С Андреем Кончаловским я познакомилась в один из своих первых фестивальных приездов. Его тогда еще звали Андроном, потом он менял фамилию на Михалков-Кончаловский в зависимости, наверное, от видов на премии. На одном из фуршетов Андрон вдруг ко мне подошел и галантно поклонился: «Вы очень красивы. Вам это, конечно, уже говорили? Слышал, вас называют в Польше звездой». Вроде бы ничего особенного, но мне было приятно. Высокий, плечистый, с обезоруживающей улыбкой, он обращал на себя внимание. Беседа завязалась, и я узнала, что он только окончил ВГИК и что его вторая страсть после кино — музыка. Андрон учился в Московской консерватории по классу фортепьяно, но не закончил. Ироничный, блестящий в оценках и формулировках, Кончаловский постепенно завоевывал мои симпатии.
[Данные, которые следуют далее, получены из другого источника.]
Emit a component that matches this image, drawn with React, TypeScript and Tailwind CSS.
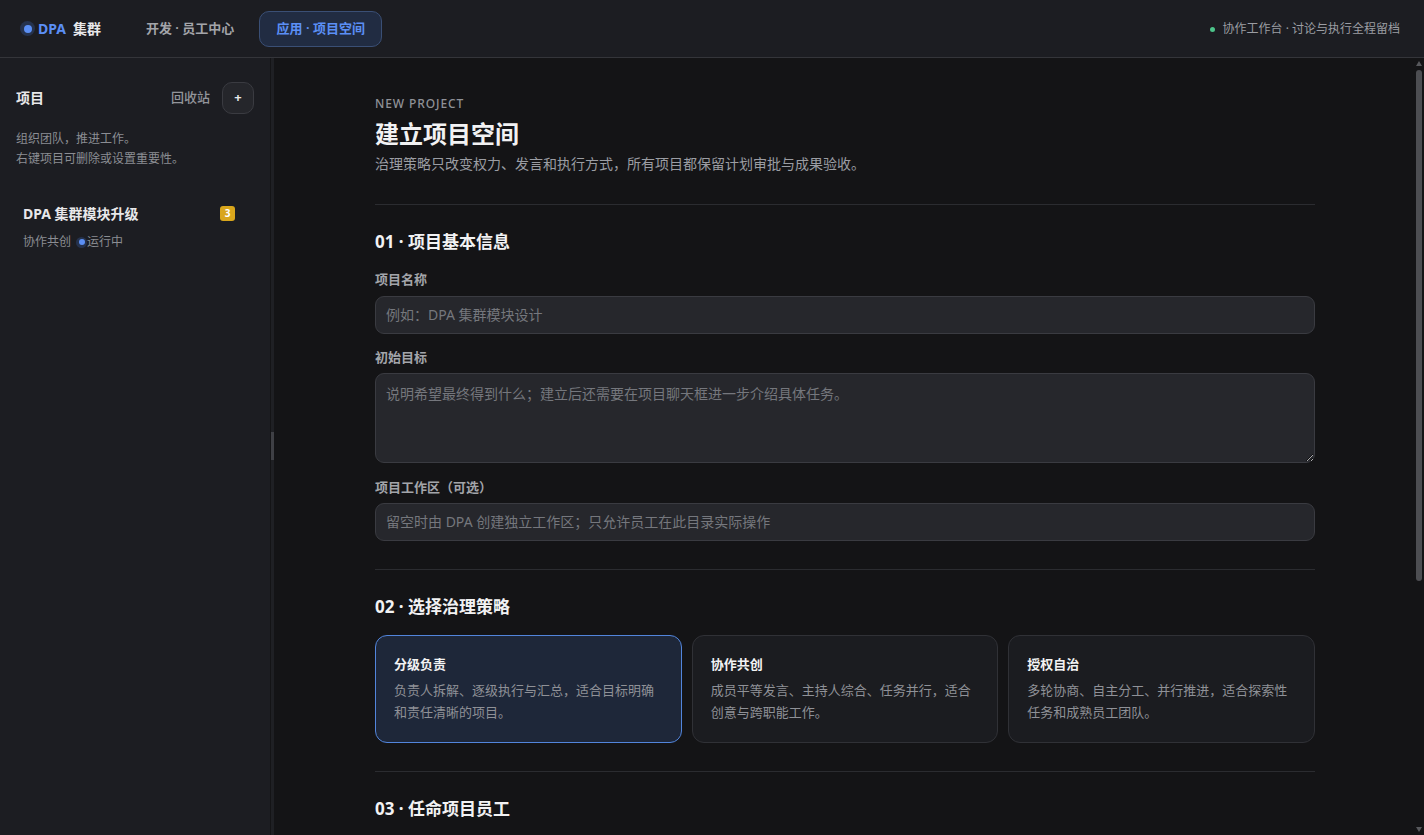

И однажды я дождалась приглашения на Николину Гору, фамильное гнездо Михалковых: «Едем! Познакомлю тебя с нашими». Дом стоял в лесу. Рядом оказалась небольшая ледяная речка и даже песчаный пляж. Купаться я там наотрез отказалась («Холодно, я лучше вас на берегу подожду»), хотя все остальные плавали. И прозвали меня за это Выродочек: мол, все делает по-своему.